To this end, many in the world of application integration and BI have begun to adopt the notion of ontology. Ontology is a term borrowed from philosophy that refers to the science of describing the kinds of entities in the world and how they are related. Ontologies are important to application integration and BI solutions because they give us a shared and common understanding of the data (and, in some cases, services and processes) that exists within an application integration problem domain. They also help facilitate communication between people and information systems.

By leveraging the ontology concept, you can organize, manage, and share enterprise information, content, and knowledge, providing better interoperability and integration of information systems within and among companies. You can also layer common ontologies within domains with repeatable patterns.

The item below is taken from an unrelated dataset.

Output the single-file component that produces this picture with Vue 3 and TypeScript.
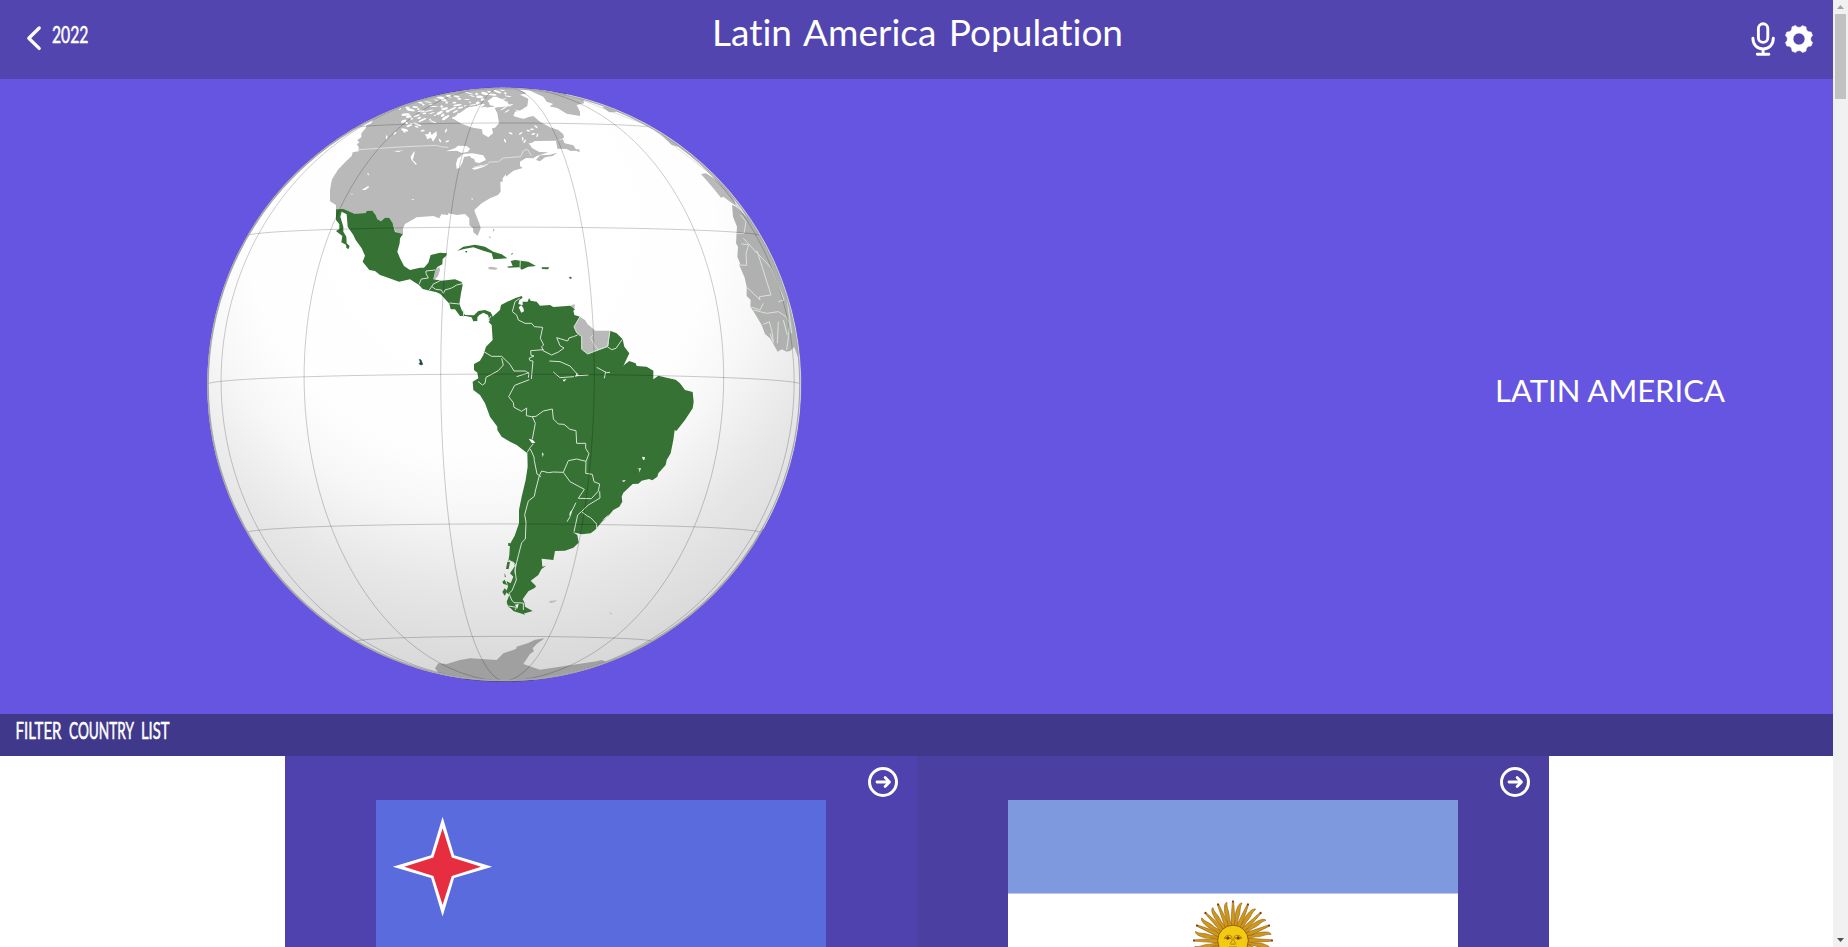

The view of ontologies was best summarized by Quine, who claimed that ontology asks, "What is there?" The answer: everything. In the context of integration and BI, each information system is regarded as a theory that recognizes the existence of a set of objects: its own ontology.

At its essence, ontology is a conceptual information model. Ontologies describe things that exist in a problem domain. These include properties, concepts, and rules, and how they relate one to another, supporting a standard reference model for information integration (the link to application integration) as well as analysis. Ontologies are useful in the science of application integration and BI because they support the human understanding of information. This use is self-explanatory within the context of application integration.

Ontologies facilitate information-based access and information integration across very different information systems. You achieve this by formalizing the application semantics between intra- and interorganizational information resources.